» INSTRUCTIONS FOR THE TASK:
Report the count of lines below in which the string "React" occurs; include nothing else.

» MATERIAL:
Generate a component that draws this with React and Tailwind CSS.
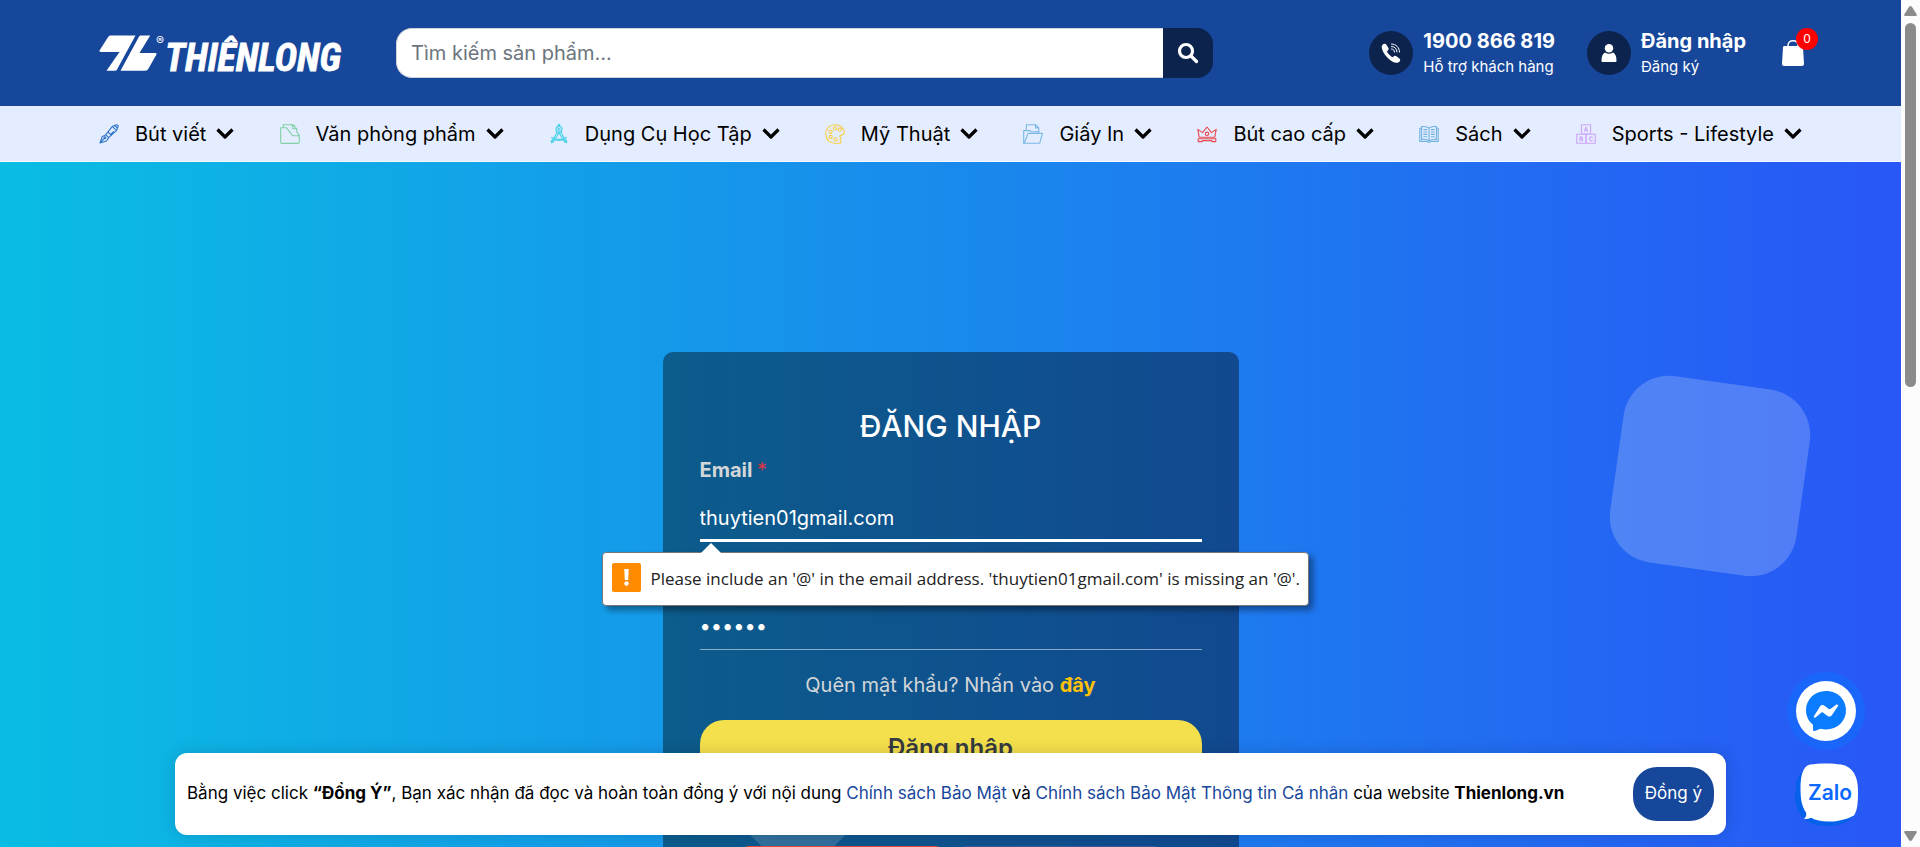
import React from "react";

const line = {
  width: 20,
  height: 20,
  viewBox: "0 0 20 20",
  fill: "none",
  strokeWidth: 1.1,
  strokeLinejoin: "round",
  strokeLinecap: "round",
  "aria-hidden": true,
};

const PenIcon = () => (
  <svg {...line} stroke="#2f74c8">
    <path d="M1 19l2.2-6.2 3.6-2.2 3 3-2.4 3.4L1 19zM1 19l4.6-4.8M6.8 10.6l6.6-8.2 4-1.6c1.4 0 2 .8 1.6 2.2l-1.6 3.6-7.8 7M13.4 2.4l3.8 4M9 8l3.4 3.4M14.6 7.6l-3 2.8M18.6 4l-3-2.6" />
    <circle cx="6" cy="13.8" r="0.9" />
  </svg>
);
const FolderIcon = () => (
  <svg {...line} stroke="#7fd0a6">
    <path d="M.7 3.8h2.6V.7h9.4l4 4v3l2.600 3.600v6.600c0 1-.5 1.500-1.400 1.500H2.100c-.9 0-1.400-.5-1.400-1.500V3.800zM12.700.7v4h4M3.300 3.800h3.200l4.300 5.600c.9 1.600 1.600 2.300 3 2.300h5.400M14.400 2.400V1.200h-3" />
  </svg>
);
const CompassIcon = () => (
  <svg {...line} stroke="#49d0ea">
    <circle cx="10" cy="5.4" r="3" />
    <circle cx="10" cy="5.4" r="1.1" />
    <path d="M9.2 2.4V.6h1.6v1.8M8.2 7.9L2.4 18.8l2.2-1L10 8.6l5.4 9.2 2.2 1L11.8 7.9M2.4 13.6c5 2.2 10.2 2.2 15.2 0M3.4 15.3c4.4 1.5 8.8 1.5 13.2 0M2.4 18.8v-2.4M17.6 18.8v-2.4" />
  </svg>
);
const PaletteIcon = () => (
  <svg {...line} stroke="#f8cf44">
    <path d="M9.8.7C4.600.700.7 4.700.7 9.900s4 9.400 9.300 9.400h4.400c1.700 0 1.900-1.400 1.200-2.300-1-1.300-.6-2.500.7-2.700-1.900-.7-1.900-2.900-.2-3.200 2.400-.3 3.200-1.200 3.100-2.800C18.900 3.700 14.900.7 9.800.7z" />
    <circle cx="10" cy="4.300" r="1.600" />
    <circle cx="5.600" cy="7.800" r="1.600" />
    <circle cx="14.800" cy="5.600" r="1.600" />
    <circle cx="5.600" cy="13" r="1.600" />
    <circle cx="10.600" cy="15.400" r="1.600" />
  </svg>
);
const PaperIcon = () => (
  <svg {...line} stroke="#7ab8e6">
    <path d="M3.300 6.600V.700h9.300l3.200 3.200v5.400M12.600.700v3.200h3.200M3.300 6.600H.700v12.700h16L19.400 9.400H5L1.500 18.800M3.300 6.600h4l1.200 1.200h7.300" />
  </svg>
);
const CrownIcon = () => (
  <svg {...line} stroke="#e9484f">
    <path d="M2.200 13.200L.800 5.400l4.700 3.200L10 3l4.500 5.600 4.700-3.200-1.400 7.800zM1.200 17.600v-2.800h17.600v2.800h-4v-1H5.200v1z" />
    <circle cx="10" cy="9.800" r="1.700" />
  </svg>
);
const BookIcon = () => (
  <svg {...line} stroke="#6fb1e0">
    <path d="M10 4.200C8 2.400 5.400 2.200 2.600 2.600v12.800c2.800-.4 5.400-.2 7.400 1.400 2-1.600 4.600-1.800 7.400-1.400V2.600C14.600 2.200 12 2.400 10 4.200zM10 4.200v12.600M2.600 4.200H.800v13.200h7.400c.8 1.200 2.800 1.200 3.600 0h7.400V4.200h-1.800M4.800 5.600h3M4.800 8h3M4.800 10.400h3M4.800 12.800h3M12.200 5.600h3M12.200 8h3M12.200 10.400h3M12.200 12.800h3" />
  </svg>
);
const BlocksIcon = () => (
  <svg {...line} stroke="#cda4fb">
    <path d="M5.400.700h9.200v9.100H5.400zM.700 10.200h9.100v9.100H.700zM10.200 10.200h9.100v9.100h-9.100zM8.500 7.300L10 3.300l1.500 4M9 6.300h2M4 12.800v4h1.600c1.500 0 1.500-2 0-2H4h1.300c1.400 0 1.400-2 0-2zM16.400 13.500c-1.400-1.300-3-.4-3 1.300s1.600 2.600 3 1.300" />
  </svg>
);

const NAV = [
  ["Bút viết", PenIcon],
  ["Văn phòng phẩm", FolderIcon],
  ["Dụng Cụ Học Tập", CompassIcon],
  ["Mỹ Thuật", PaletteIcon],
  ["Giấy In", PaperIcon],
  ["Bút cao cấp", CrownIcon],
  ["Sách", BookIcon],
  ["Sports - Lifestyle", BlocksIcon],
];

function Logo() {
  return (
    <a href="#" aria-label="Thiên Long" className="shrink-0">
      <svg width="244" height="40" viewBox="0 0 244 40" fill="#fff" aria-hidden="true" className="overflow-visible">
        <path d="M12 2.500h24.500L18 36.500c-.4.800-1 1.200-2 1.200H7.500L20.500 19H2c-1.500 0-2-.7-1.200-1.900L9 4.300c.8-1.200 1.500-1.800 3-1.800z" />
        <path d="M42 2.500h9.200L40.500 20h15.800c1.300 0 1.700.7 1 1.800L49.500 35.500c-.8 1.500-1.800 2.200-3.500 2.200H21.500L39.800 4c.5-1 1.100-1.500 2.200-1.500z" />
        <text x="57" y="12" fontSize="12" fontFamily="Inter, sans-serif">®</text>
        <text
          x="66"
          y="38"
          fontSize="38"
          fontWeight="700"
          fontStyle="italic"
          stroke="#fff"
          strokeWidth="0.800"
          fontFamily="'Liberation Sans Narrow', 'Roboto Condensed', 'DejaVu Sans Condensed', sans-serif"
        >
          THIÊNLONG
        </text>
      </svg>
    </a>
  );
}

function Header() {
  return (
    <header className="flex h-[106px] shrink-0 items-center bg-[#17479b] pr-[97px] pl-[99px] text-white">
      <Logo />
      <form className="ml-[53px] flex h-[50px] max-w-[817px] flex-1" onSubmit={(e) => e.preventDefault()}>
        <input
          type="search"
          aria-label="Tìm kiếm sản phẩm"
          placeholder="Tìm kiếm sản phẩm..."
          className="min-w-0 flex-1 rounded-l-2xl border border-r-0 border-[#ced4da] bg-white px-3.5 text-xl text-black outline-none placeholder:text-[#6c757d]"
        />
        <button aria-label="Tìm kiếm" className="flex w-[50px] items-center justify-center rounded-r-2xl bg-[#0c244d]">
          <svg width="22" height="22" viewBox="0 0 22 22" fill="none" stroke="#fff" strokeWidth="3.200" strokeLinecap="round">
            <circle cx="9" cy="9" r="6.500" />
            <path d="M14 14l5.500 5.500" />
          </svg>
        </button>
      </form>
      <div className="ml-auto flex items-center gap-8">
        <div className="flex items-center gap-2.5">
          <span className="flex size-11 items-center justify-center rounded-full bg-[#0c244d]">
            <svg width="20" height="20" viewBox="0 0 20 20" aria-hidden="true">
              <path fill="#fff" d="M1.200 2.200C2.500.500 4.400.300 5.400 1.800l1.900 3c.7 1.200.3 2.100-.8 3-.6.600-.5 1 .1 1.900 1 1.500 2.200 2.800 3.700 3.900.9.700 1.400.7 2 .1 1-1.100 2-1.300 3.200-.4l2.800 2.100c1.400 1.100 1.200 2.700-.7 3.900-2.700 1.600-7.100-.5-11.300-4.900S-.4 4.600 1.200 2.200z" />
              <path fill="none" stroke="#fff" strokeLinecap="round" d="M10.500 1c4.500 0 8 3.500 8 8M10.500 3.500c3.200 0 5.500 2.300 5.500 5.500M10.500 6c1.800 0 3 1.200 3 3" />
            </svg>
          </span>
          <div className="pt-0.5">
            <a href="#" className="block text-xl leading-6 font-bold">1900 866 819</a>
            <span className="block pt-0.5 text-[15px] leading-6">Hỗ trợ khách hàng</span>
          </div>
        </div>
        <div className="flex items-center gap-2.5">
          <span className="flex size-11 items-center justify-center rounded-full bg-[#0c244d]">
            <svg width="16" height="18" viewBox="0 0 16 18" fill="#fff" aria-hidden="true">
              <circle cx="8" cy="4.200" r="4.200" />
              <path d="M4 8.600c2.600 1.600 5.400 1.600 8 0 2.400 1.300 3.500 4.300 3.500 7.900 0 1-.4 1.500-1.500 1.500H2C.900 18 .500 17.500.500 16.500.500 12.900 1.600 9.900 4 8.600z" />
            </svg>
          </span>
          <div className="pt-0.5">
            <a href="#" className="block text-xl leading-6 font-bold">Đăng nhập</a>
            <a href="#" className="block pt-0.5 text-[15px] leading-6">Đăng ký</a>
          </div>
        </div>
        <a href="#" aria-label="Giỏ hàng" className="relative ml-1">
          <svg width="22" height="26" viewBox="0 0 22 26" aria-hidden="true">
            <path fill="#fff" d="M2.500 6h17c1 0 1.400.5 1.500 1.500l1 16c.1 1.500-.7 2.500-2 2.500H2c-1.300 0-2.100-1-2-2.500l1-16C1.100 6.500 1.500 6 2.500 6z" />
            <path fill="none" stroke="#fff" strokeWidth="1.400" d="M6 8V5.500C6 2.500 8 .8 11 .8s5 1.700 5 4.700V8" />
          </svg>
          <span className="absolute -top-3 left-3.5 flex size-[22px] items-center justify-center rounded-full bg-[#f00] text-xs">0</span>
        </a>
      </div>
    </header>
  );
}

function Nav() {
  return (
    <nav className="flex h-14 shrink-0 items-center justify-between border-b border-[#f4f8ff] bg-[#e4edff] px-[99px]">
      {NAV.map(([label, Icon]) => (
        <a key={label} href="#" className="flex items-center text-xl leading-7 whitespace-nowrap text-black">
          <Icon />
          <span className="pr-2.5 pl-4">{label}</span>
          <svg width="18" height="12" viewBox="0 0 18 12" fill="none" stroke="#000" strokeWidth="3.200" strokeLinejoin="round" aria-hidden="true">
            <path d="M1.500 1.500L9 9l7.500-7.500" />
          </svg>
        </a>
      ))}
    </nav>
  );
}

function ValidationBubble() {
  return (
    <div role="alert" className="absolute top-14 -left-[98px] z-10">
      <div className="relative flex h-[54px] items-center rounded-[4px] border border-[#777] bg-white pr-2 pl-[9px] whitespace-nowrap shadow-[4px_4px_6px_rgba(0,0,0,0.4)]">
        <svg className="absolute -top-[10px] left-[97px]" width="22" height="11" viewBox="0 0 22 11" aria-hidden="true">
          <path fill="#fff" d="M0 11L11 0l11 11z" />
        </svg>
        <span className="mb-1 flex size-[29px] items-center justify-center rounded-[2px] bg-[#ff8c00]">
          <svg width="5" height="17" viewBox="0 0 5 17" fill="#fff" aria-hidden="true">
            <path d="M.300 0h4.400l-.5 11H.800z" />
            <circle cx="2.500" cy="14.500" r="2.200" />
          </svg>
        </span>
        <span className="pl-2.5 font-['Open_Sans',sans-serif] text-[17px] leading-6 text-[#222]">
          Please include an '@' in the email address. 'thuytien01gmail.com' is missing an '@'.
        </span>
      </div>
    </div>
  );
}

function LoginCard() {
  return (
    <form
      className="relative mx-auto w-[576px] rounded-[10px] bg-black/40 px-[37px] pt-14 pb-20"
      onSubmit={(e) => e.preventDefault()}
    >
      <h1 className="text-center text-[30px] leading-9 font-medium text-white">ĐĂNG NHẬP</h1>
      <label htmlFor="email" className="mt-2 block text-xl leading-[36px] font-bold text-[#d3d6d8]">
        Email <span className="font-normal text-[#dc3545]">*</span>
      </label>
      <div className="relative mt-2">
        <input
          id="email"
          type="text"
          defaultValue="thuytien01gmail.com"
          className="block h-[46px] w-full border-b-[3px] border-white bg-transparent text-xl text-white outline-none"
        />
        <ValidationBubble />
      </div>
      <input
        id="password"
        type="password"
        aria-label="Mật khẩu"
        defaultValue="123456"
        className="mt-[60px] block h-12 w-full border-b border-white/50 bg-transparent text-xl text-white outline-none"
      />
      <p className="mt-5 text-center text-xl leading-[30px] text-[#d3d6d8]">
        Quên mật khẩu? Nhấn vào <a href="#" className="font-bold text-[#ffc107]">đây</a>
      </p>
      <div className="absolute top-[434px] left-[95px] size-20 rotate-45 bg-white/15" />
      <button className="relative mt-5 block h-14 w-full rounded-3xl bg-[#f4df4d] text-2xl font-semibold text-[#343a40]">
        Đăng nhập
      </button>
      <div className="relative mt-[70px] flex justify-center gap-6">
        <button aria-label="Google" className="h-10 w-[194px] rounded-[3px] bg-[#dd4b39]" />
        <button aria-label="Facebook" className="h-10 w-[194px] rounded-[3px] bg-[#3b5998]" />
      </div>
    </form>
  );
}

function CookieBar() {
  return (
    <div className="absolute inset-x-[175px] bottom-3 z-20 flex h-[82px] items-center justify-between rounded-xl bg-white px-3 shadow-[0_0_16px_rgba(0,0,0,0.15)]">
      <p className="text-[17px] text-black">
        Bằng việc click <b>“Đồng Ý”</b>, Bạn xác nhận đã đọc và hoàn toàn đồng ý với nội dung{" "}
        <a href="#" className="text-[#17479b]">Chính sách Bảo Mật</a> và{" "}
        <a href="#" className="text-[#17479b]">Chính sách Bảo Mật Thông tin Cá nhân</a> của website <b>Thienlong.vn</b>
      </p>
      <button className="h-[54px] shrink-0 rounded-3xl bg-[#17479b] px-3 text-[17px] whitespace-nowrap text-white">Đồng ý</button>
    </div>
  );
}

function ChatButtons() {
  return (
    <div className="absolute right-[35px] bottom-[5px] z-10 flex flex-col items-center gap-[9px]">
      <a href="#" aria-label="Messenger">
        <svg width="80" height="80" viewBox="0 0 80 80" aria-hidden="true">
          <circle cx="40" cy="40" r="39" fill="#1a66fb" />
          <circle cx="40" cy="40" r="30" fill="#fff" />
          <path fill="#0a7cff" d="M40 20c11.500 0 20 8.500 20 19.300S51.500 58.500 40 58.500c-2 0-4-.2-5.800-.8l-4.600 2c-1.500.7-2.600 0-2.600-1.500v-4.400c-4.500-3.500-7-8.700-7-14.500C20 28.500 28.500 20 40 20z" />
          <path fill="#fff" d="M28 45l6-9.500c1-1.500 3-1.900 4.500-.8l4.300 3.300c.5.300 1 .3 1.500 0l6.200-4.400c1-.7 2.300.4 1.600 1.500L46 44c-1 1.600-3 2-4.500.9L37 41.600c-.5-.4-1-.4-1.500 0L29.600 46.400c-1 .7-2.300-.3-1.600-1.400z" />
        </svg>
      </a>
      <a href="#" aria-label="Zalo">
        <svg width="80" height="82" viewBox="0 0 80 82" aria-hidden="true">
          <path fill="#0561ea" d="M10 27C10 12 20 6 40 6c18 0 32 8 32 30S62 66 40 66C20 66 9 54 9 36z" />
          <path fill="#fff" d="M24 4.500C33 3 47 3 55 4.500c12 2 17 12 17 26 0 10 0 19-4 25-6 3-15 6.500-26 6-7-.2-12-1-17-3.800-2 .8-5 1.700-7 1.300 2-2 2.800-4.500 2-6.500C15.500 46 14.500 38 14.500 29c0-13 2-22.500 9.500-24.500z" />
          <text x="44" y="40" textAnchor="middle" fontSize="21" fontWeight="600" fill="#0a68ff" fontFamily="Inter, sans-serif">Zalo</text>
        </svg>
      </a>
    </div>
  );
}

function Scrollbar() {
  return (
    <div className="flex w-[19px] shrink-0 flex-col items-center bg-[#fcfcfc] py-1.5" aria-hidden="true">
      <svg width="13" height="10" viewBox="0 0 13 10" fill="#8b8b8b">
        <path d="M6.500 0c.6 0 1 .3 1.400.8l4.700 7.400c.5.900 0 1.800-1 1.800H1.400c-1 0-1.500-.9-1-1.800L5.100.800C5.500.300 5.900 0 6.500 0z" />
      </svg>
      <div className="mt-[7px] flex w-[11px] flex-1 flex-col">
        <div className="h-[45%] rounded-full bg-[#8b8b8b]" />
      </div>
      <svg width="13" height="10" viewBox="0 0 13 10" fill="#8b8b8b">
        <path d="M6.500 10c-.6 0-1-.3-1.400-.8L.400 1.800C-.100.900.400 0 1.400 0h10.200c1 0 1.500.9 1 1.800L7.900 9.200c-.4.500-.8.800-1.400.8z" />
      </svg>
    </div>
  );
}

export default function App() {
  return (
    <div className="flex h-screen overflow-hidden font-['Inter',sans-serif]">
      <div className="relative flex min-w-0 flex-1 flex-col overflow-hidden">
        <Header />
        <Nav />
        <main className="relative flex-1 bg-linear-[90deg,#0abde3,#2857f6] pt-[190px]">
          <div className="absolute top-[220px] right-[97px] size-[188px] rotate-[8deg] rounded-[46px] bg-white/20" />
          <LoginCard />
        </main>
        <ChatButtons />
        <CookieBar />
      </div>
      <Scrollbar />
    </div>
  );
}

» RIGHT ANSWER:
2